WORK REQUIRED: Find how many lines in the data below mention "this". Give the number only.
§ §
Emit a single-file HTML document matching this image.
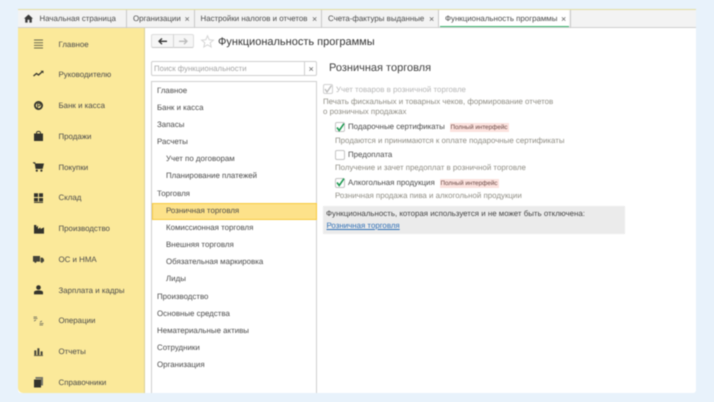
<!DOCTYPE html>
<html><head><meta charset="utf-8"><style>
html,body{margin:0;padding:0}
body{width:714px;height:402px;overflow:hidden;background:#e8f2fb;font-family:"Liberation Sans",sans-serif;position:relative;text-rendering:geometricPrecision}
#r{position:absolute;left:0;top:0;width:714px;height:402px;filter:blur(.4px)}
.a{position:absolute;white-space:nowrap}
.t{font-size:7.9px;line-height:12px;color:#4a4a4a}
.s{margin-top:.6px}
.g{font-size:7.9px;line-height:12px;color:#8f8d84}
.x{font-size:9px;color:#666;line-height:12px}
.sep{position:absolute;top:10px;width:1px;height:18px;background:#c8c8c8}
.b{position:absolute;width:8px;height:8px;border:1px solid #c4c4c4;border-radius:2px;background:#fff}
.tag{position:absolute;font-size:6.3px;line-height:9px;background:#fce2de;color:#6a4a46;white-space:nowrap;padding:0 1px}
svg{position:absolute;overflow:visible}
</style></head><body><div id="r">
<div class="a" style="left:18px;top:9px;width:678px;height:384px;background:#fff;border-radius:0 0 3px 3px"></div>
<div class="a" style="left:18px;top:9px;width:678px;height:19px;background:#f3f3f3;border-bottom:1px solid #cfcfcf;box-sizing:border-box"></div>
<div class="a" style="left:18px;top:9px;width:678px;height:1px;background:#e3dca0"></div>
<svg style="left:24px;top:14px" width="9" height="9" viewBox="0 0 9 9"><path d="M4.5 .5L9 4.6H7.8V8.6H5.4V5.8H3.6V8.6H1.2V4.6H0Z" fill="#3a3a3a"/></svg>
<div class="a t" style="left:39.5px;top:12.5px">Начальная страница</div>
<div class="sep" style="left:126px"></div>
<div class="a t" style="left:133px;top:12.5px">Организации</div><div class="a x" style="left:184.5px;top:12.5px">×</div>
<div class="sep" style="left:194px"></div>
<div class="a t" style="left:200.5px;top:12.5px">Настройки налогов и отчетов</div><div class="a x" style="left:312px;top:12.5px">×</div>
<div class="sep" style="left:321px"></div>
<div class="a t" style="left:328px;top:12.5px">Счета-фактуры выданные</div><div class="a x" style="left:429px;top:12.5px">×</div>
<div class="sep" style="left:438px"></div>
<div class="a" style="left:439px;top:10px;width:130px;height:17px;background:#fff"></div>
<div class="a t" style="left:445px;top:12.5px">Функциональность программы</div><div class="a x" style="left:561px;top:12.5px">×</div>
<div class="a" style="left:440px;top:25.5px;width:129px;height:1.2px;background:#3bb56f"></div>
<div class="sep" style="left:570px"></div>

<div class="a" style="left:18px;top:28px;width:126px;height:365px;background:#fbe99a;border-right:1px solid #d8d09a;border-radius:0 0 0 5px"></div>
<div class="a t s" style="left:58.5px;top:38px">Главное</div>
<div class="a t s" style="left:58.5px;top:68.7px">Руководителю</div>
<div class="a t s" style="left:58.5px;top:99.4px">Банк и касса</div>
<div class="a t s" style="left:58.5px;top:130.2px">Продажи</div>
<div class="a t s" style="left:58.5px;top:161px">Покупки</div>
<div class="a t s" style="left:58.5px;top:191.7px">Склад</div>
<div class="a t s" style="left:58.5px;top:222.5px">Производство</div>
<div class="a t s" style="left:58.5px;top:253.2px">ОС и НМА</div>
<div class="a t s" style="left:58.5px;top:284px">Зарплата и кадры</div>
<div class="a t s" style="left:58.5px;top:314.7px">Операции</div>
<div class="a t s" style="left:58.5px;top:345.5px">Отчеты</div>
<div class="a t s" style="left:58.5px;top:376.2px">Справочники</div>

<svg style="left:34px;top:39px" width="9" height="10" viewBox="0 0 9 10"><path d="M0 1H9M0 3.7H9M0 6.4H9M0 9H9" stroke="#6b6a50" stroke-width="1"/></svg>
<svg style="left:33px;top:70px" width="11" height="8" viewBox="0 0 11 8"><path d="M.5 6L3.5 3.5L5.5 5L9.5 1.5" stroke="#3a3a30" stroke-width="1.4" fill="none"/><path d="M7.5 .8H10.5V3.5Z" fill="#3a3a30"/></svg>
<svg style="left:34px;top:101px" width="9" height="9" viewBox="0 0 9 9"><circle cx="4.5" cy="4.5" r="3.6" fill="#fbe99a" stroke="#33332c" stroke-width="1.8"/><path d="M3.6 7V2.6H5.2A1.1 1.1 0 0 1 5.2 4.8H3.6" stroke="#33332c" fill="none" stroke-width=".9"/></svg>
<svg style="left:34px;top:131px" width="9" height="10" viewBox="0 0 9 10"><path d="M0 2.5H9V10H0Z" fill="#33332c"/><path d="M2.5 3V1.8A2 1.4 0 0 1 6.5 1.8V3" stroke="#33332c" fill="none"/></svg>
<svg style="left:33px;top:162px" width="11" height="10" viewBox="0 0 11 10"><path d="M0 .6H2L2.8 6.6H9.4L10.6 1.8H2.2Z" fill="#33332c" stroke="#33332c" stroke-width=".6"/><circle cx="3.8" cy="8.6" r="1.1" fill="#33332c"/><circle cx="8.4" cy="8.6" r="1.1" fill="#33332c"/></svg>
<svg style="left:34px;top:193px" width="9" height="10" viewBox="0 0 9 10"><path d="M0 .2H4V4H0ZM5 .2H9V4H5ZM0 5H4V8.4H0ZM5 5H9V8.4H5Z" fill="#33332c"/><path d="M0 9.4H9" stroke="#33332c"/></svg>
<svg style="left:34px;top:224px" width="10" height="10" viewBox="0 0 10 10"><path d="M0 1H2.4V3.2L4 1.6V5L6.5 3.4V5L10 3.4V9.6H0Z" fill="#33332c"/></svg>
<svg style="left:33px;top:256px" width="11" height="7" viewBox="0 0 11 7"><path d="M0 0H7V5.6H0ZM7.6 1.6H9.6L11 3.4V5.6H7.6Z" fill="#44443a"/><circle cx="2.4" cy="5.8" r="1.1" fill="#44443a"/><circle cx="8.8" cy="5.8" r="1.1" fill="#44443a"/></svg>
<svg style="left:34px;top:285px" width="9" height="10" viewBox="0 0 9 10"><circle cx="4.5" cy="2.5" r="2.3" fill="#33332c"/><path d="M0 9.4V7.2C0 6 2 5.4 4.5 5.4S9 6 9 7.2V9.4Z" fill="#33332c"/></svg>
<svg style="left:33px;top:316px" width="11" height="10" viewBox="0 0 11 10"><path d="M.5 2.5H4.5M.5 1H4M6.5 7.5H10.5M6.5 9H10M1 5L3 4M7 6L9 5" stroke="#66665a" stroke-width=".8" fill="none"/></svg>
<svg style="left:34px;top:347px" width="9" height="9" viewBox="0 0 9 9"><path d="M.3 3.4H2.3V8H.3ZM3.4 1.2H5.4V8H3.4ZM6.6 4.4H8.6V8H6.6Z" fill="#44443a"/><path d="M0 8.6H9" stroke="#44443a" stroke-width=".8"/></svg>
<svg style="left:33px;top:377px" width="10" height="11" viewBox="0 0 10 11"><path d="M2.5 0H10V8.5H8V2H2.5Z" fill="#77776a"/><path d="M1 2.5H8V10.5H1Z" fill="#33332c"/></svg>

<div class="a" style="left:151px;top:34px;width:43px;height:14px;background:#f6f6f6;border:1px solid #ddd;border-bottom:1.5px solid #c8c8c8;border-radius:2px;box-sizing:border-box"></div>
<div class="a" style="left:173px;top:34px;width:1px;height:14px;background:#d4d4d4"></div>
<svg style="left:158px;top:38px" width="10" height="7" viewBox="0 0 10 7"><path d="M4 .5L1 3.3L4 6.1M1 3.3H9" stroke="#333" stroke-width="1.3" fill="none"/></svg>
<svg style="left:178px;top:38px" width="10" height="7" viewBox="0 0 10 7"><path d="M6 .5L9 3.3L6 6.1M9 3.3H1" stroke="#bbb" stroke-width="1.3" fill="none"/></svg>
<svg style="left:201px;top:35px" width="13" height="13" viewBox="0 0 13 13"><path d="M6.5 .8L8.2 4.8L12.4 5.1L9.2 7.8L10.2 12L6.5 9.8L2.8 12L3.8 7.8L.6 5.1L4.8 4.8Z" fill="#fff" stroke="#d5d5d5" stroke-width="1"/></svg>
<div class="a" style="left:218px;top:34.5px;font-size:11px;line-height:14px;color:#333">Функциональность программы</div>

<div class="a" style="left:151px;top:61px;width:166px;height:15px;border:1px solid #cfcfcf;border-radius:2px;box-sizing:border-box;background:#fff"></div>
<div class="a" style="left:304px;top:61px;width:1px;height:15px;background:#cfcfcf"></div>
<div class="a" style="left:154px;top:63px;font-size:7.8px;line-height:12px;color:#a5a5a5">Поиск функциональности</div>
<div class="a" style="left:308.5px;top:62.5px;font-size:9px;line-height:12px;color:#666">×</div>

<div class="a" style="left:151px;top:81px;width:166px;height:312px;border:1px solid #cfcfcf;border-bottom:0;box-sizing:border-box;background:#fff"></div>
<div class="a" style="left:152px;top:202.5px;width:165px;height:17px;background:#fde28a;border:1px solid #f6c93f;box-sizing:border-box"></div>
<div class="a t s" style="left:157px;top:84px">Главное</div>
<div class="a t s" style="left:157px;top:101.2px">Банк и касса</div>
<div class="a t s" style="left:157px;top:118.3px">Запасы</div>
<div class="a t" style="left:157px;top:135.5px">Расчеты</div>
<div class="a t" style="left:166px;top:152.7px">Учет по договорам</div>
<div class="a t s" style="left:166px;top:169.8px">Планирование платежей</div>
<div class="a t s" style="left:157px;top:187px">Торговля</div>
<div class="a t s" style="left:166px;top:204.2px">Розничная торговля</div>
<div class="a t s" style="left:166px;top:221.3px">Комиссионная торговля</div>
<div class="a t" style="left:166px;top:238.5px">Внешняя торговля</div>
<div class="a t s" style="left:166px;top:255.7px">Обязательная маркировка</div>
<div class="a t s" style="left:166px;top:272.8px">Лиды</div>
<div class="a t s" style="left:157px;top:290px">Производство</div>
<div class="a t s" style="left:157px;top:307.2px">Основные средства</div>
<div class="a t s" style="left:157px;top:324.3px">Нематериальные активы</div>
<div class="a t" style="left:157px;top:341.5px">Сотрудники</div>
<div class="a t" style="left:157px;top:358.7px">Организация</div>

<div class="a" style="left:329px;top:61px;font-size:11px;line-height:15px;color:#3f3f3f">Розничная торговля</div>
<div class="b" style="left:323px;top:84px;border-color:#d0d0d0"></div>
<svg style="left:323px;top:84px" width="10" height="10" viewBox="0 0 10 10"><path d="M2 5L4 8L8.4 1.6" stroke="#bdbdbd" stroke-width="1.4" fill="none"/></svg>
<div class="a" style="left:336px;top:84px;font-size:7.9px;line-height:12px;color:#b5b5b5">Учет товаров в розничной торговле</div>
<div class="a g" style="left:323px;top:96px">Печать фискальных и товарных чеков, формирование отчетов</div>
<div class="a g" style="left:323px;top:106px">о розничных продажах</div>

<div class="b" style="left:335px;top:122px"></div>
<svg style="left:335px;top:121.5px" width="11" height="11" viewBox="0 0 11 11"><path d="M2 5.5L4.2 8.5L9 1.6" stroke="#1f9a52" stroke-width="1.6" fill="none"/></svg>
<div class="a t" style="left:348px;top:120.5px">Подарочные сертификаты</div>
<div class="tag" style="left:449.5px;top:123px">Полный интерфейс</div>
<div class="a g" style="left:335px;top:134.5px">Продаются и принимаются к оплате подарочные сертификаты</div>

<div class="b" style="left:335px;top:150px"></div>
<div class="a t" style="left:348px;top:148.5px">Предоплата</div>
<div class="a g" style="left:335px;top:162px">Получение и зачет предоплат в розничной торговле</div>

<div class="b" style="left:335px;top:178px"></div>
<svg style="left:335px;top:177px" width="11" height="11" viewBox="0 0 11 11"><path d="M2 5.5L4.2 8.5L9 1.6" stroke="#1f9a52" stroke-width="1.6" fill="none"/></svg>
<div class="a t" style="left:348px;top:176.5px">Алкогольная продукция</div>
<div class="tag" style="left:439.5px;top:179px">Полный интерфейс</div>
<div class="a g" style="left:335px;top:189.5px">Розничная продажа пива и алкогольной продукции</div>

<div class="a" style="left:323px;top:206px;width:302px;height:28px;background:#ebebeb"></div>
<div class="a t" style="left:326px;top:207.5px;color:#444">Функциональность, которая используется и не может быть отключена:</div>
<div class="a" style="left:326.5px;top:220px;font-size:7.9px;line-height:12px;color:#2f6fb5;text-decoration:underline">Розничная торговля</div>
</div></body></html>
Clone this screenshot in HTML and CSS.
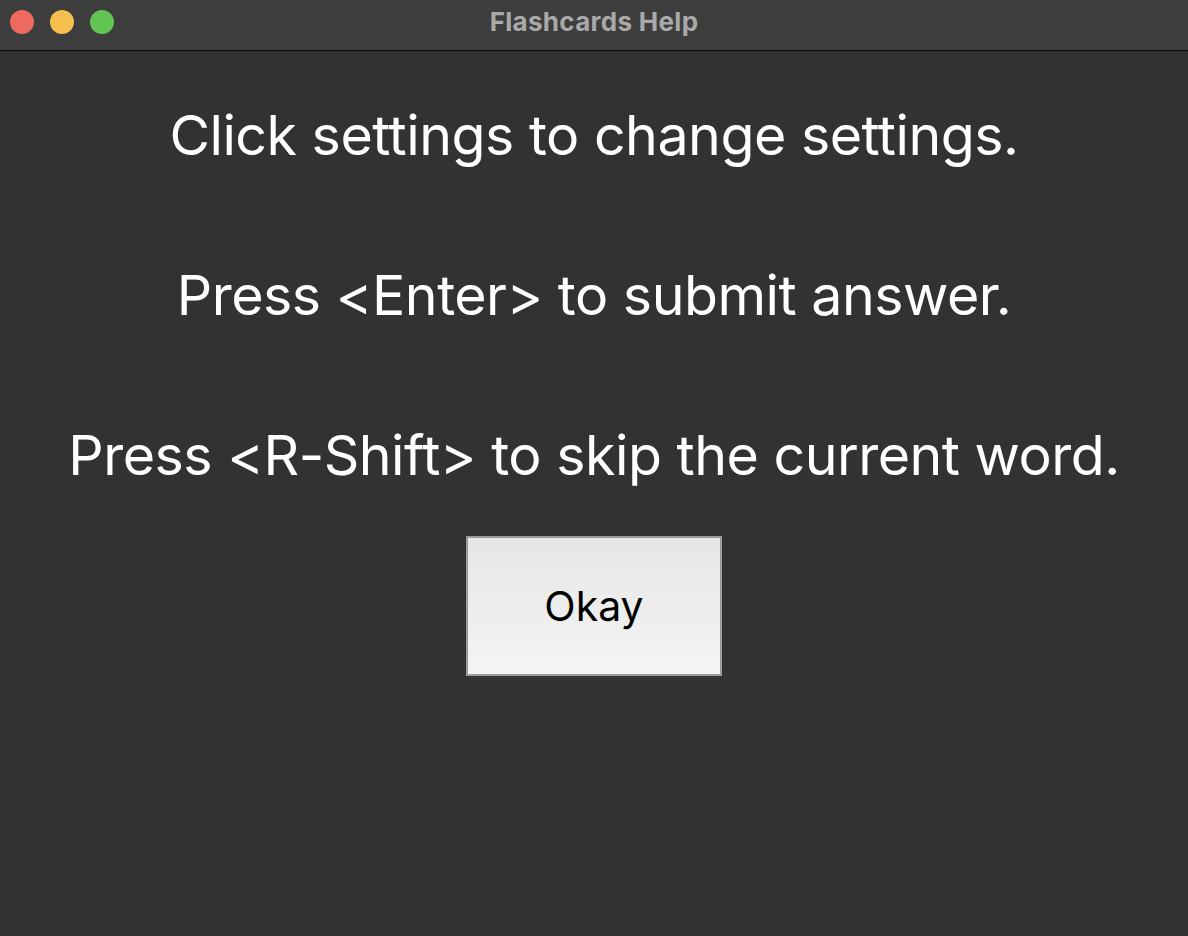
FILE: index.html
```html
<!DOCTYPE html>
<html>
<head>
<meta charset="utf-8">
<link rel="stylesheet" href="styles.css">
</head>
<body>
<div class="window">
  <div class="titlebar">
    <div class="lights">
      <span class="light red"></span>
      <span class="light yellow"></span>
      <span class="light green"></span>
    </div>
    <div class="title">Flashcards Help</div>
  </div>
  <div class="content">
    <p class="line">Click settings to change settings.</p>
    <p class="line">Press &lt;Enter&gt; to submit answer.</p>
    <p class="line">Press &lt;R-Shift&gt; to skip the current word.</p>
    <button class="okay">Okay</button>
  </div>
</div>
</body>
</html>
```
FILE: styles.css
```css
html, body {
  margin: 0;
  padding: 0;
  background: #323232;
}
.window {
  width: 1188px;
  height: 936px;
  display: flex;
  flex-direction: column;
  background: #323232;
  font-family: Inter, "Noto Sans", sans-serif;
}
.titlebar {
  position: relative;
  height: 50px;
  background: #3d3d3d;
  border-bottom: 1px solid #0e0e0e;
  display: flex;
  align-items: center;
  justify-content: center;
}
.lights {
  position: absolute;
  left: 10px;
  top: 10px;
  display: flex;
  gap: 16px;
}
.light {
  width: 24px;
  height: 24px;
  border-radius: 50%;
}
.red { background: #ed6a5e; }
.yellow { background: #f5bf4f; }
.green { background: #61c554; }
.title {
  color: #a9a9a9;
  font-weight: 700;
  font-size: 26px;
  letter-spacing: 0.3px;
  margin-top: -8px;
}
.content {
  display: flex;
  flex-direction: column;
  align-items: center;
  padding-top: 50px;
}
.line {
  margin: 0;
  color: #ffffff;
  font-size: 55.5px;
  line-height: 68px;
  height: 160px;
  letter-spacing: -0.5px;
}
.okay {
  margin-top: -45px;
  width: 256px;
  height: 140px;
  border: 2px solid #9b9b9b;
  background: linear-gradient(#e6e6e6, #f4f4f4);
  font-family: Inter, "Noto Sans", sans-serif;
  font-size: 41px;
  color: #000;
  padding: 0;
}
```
§ §
IN RESPONSE: 2